Generally when that happens, you find that the old Theory (which still works in the range of cases which were known before the anomalous results started appearing) proves to be a “special situation” in the new theory. Mostly, Theories break down in situations near some limiting condition. An example of this is Newton’s laws of motion versus Einsteinian relativity – the Theories of Special and General Relativity are broader and “more true” than Newtonian physics, but we still use Newtonian physics for calculations where it applies because the maths is easier. Newton still works well unless there’s very strong gravity, you’re talking about a very very small or very large scale or you’re talking about speeds close to the speed of light.
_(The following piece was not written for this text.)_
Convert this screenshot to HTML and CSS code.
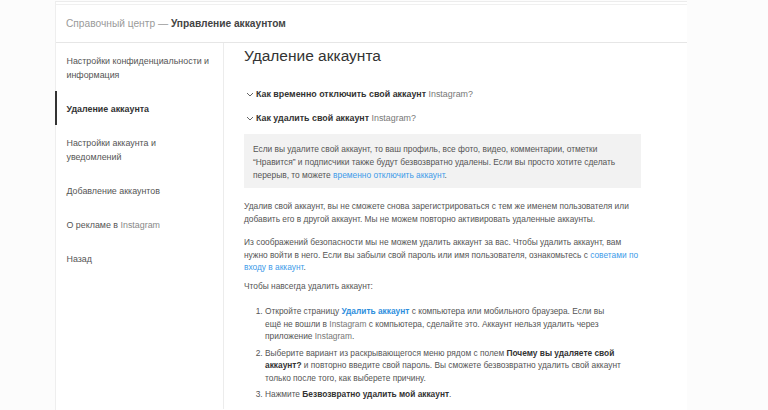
FILE: index.html
```html
<!DOCTYPE html>
<html>

<head>
    <title>Удаление аккаунта</title>
    <link rel="stylesheet" href="styles.css">
</head>

<body>

    <div class="page">
        <div class="topbar">
            <span class="crumb">Справочный центр — </span><b>Управление аккаунтом</b>
        </div>

        <div class="main">
            <div class="sidebar">
                <a class="nav-item">Настройки конфиденциальности и информация</a>
                <a class="nav-item active">Удаление аккаунта</a>
                <a class="nav-item">Настройки аккаунта и уведомлений</a>
                <a class="nav-item">Добавление аккаунтов</a>
                <a class="nav-item">О рекламе в <span class="brand">Instagram</span></a>
                <a class="nav-item">Назад</a>
            </div>

            <div class="content">
                <h1>Удаление аккаунта</h1>

                <div class="question first">
                    <svg class="chevron" width="8" height="5" viewBox="0 0 8 5"><path d="M1 1l3 3 3-3" fill="none" stroke="#666" stroke-width="1"/></svg>
                    <span>Как временно отключить свой аккаунт <span class="brand">Instagram?</span></span>
                </div>
                <div class="question">
                    <svg class="chevron" width="8" height="5" viewBox="0 0 8 5"><path d="M1 1l3 3 3-3" fill="none" stroke="#666" stroke-width="1"/></svg>
                    <span>Как удалить свой аккаунт <span class="brand">Instagram?</span></span>
                </div>

                <div class="note">
                    Если вы удалите свой аккаунт, то ваш профиль, все фото, видео, комментарии, отметки
                    “Нравится” и подписчики также будут безвозвратно удалены. Если вы просто хотите сделать
                    перерыв, то можете <a class="link">временно отключить аккаунт</a>.
                </div>

                <p>Удалив свой аккаунт, вы не сможете снова зарегистрироваться с тем же именем пользователя или
                    добавить его в другой аккаунт. Мы не можем повторно активировать удаленные аккаунты.</p>

                <p>Из соображений безопасности мы не можем удалить аккаунт за вас. Чтобы удалить аккаунт, вам
                    нужно войти в него. Если вы забыли свой пароль или имя пользователя, ознакомьтесь с
                    <a class="link">советами по входу в аккаунт</a>.</p>

                <p class="lead">Чтобы навсегда удалить аккаунт:</p>

                <ol class="steps">
                    <li>Откройте страницу <a class="link strong">Удалить аккаунт</a> с компьютера или мобильного браузера. Если вы<br>
                        ещё не вошли в <span class="brand">Instagram</span> с компьютера, сделайте это. Аккаунт нельзя удалить через<br>
                        приложение <span class="brand">Instagram</span>.</li>
                    <li>Выберите вариант из раскрывающегося меню рядом с полем <b>Почему вы удаляете свой
                        аккаунт?</b> и повторно введите свой пароль. Вы сможете безвозвратно удалить свой аккаунт
                        только после того, как выберете причину.</li>
                    <li>Нажмите <b>Безвозвратно удалить мой аккаунт</b>.</li>
                </ol>
            </div>
        </div>
    </div>

</body>

</html>
```

FILE: styles.css
```css
body {
    margin: 0;
    background-color: #fcfcfc;
    font-family: "Liberation Sans", Arial, sans-serif;
    color: #555;
    overflow: hidden;
}

.page {
    margin-left: 55px;
    width: 631px;
    height: 410px;
    margin-top: 1px;
    background-color: #fff;
    border-top: 1px solid #ececec;
    border-left: 1px solid #eeeeee;
}

.topbar {
    margin-top: 2px;
    border-top: 1px solid #f0f0f0;
    height: 37px;
    line-height: 38px;
    padding-left: 10px;
    font-size: 10.2px;
    color: #444;
    border-bottom: 1px solid #e6e6e6;
}

.topbar .crumb {
    color: #9a9a9a;
}

.main {
    display: flex;
    height: 366px;
}

.sidebar {
    width: 167px;
    border-right: 1px solid #ececec;
    display: flex;
    flex-direction: column;
}

.nav-item {
    display: block;
    padding: 10.5px 10.5px 9.5px 9.5px;
    font-size: 8.9px;
    line-height: 14px;
    color: #555;
    border-left: 2px solid transparent;
    margin-left: -1px;
}

.nav-item.active {
    border-left-color: #333;
    font-weight: bold;
    color: #333;
}

.nav-item .brand {
    color: #888;
}

.content {
    padding: 3px 0 0 20px;
    width: 397px;
}

h1 {
    margin: 0;
    font-size: 15.5px;
    font-weight: normal;
    line-height: 20px;
    color: #333;
}

.question {
    display: flex;
    align-items: center;
    gap: 2px;
    height: 24px;
    font-size: 8.9px;
    font-weight: bold;
    color: #333;
}

.question.first {
    margin-top: 16px;
}

.chevron {
    margin-left: 2px;
    flex: none;
}

.brand {
    font-weight: normal;
    color: #777;
}

.note {
    margin-top: 4px;
    background-color: #f2f2f2;
    padding: 9px 9px 7px 9px;
    font-size: 8.4px;
    line-height: 12.75px;
}

.link {
    color: #3d9be9;
}

.link.strong {
    font-weight: bold;
    color: #2e8fdd;
}

p {
    margin: 12px 0 0 0;
    font-size: 8.35px;
    line-height: 12.75px;
}

p + p {
    margin-top: 10px;
}

p.lead {
    margin-top: 6px;
}

.steps {
    margin: 12px 0 0 0;
    padding-left: 21px;
    font-size: 8.35px;
    line-height: 12.75px;
}

.steps li {
    margin-bottom: 3.5px;
}

.steps b {
    color: #333;
}
```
Notice, however, that this can NEVER PRODUCE AN ABSOLUTE TRUTH. Any Theory can be disproved by enough counterexamples. These are beliefs, and any belief can be wrong; the scientific rationalist must always accept that he can never have certainty about a Theory, a belief.
And, to use a different example, I board an airliner for a flight to Italy. I do not actually believe absolutely that the airliner will not crash, I do not believe absolutely that the pilot is competent. But I have faith that I will get to Italy that way. Faith always involves a leap beyond what it is possible to believe, in our scientific materialist world.
And that is a poor, weak kind of faith beside the faith I have in Nel, which is analagous to the faith I have in God. This is not just faith, it is faith and love, which is FAITH. It is absolute. It trusts beyond reason, beyond life, beyond comprehension.
The first commandment is this: “You shall love the Lord your God with all your heart, and with all your soul, and with all your mind” (Matt. 22:37). I try, and for the moment SR is outvoted.
And no, SR doesn’t really understand it.
It would seem that I love Nel the same way. Paul would, I think, understand.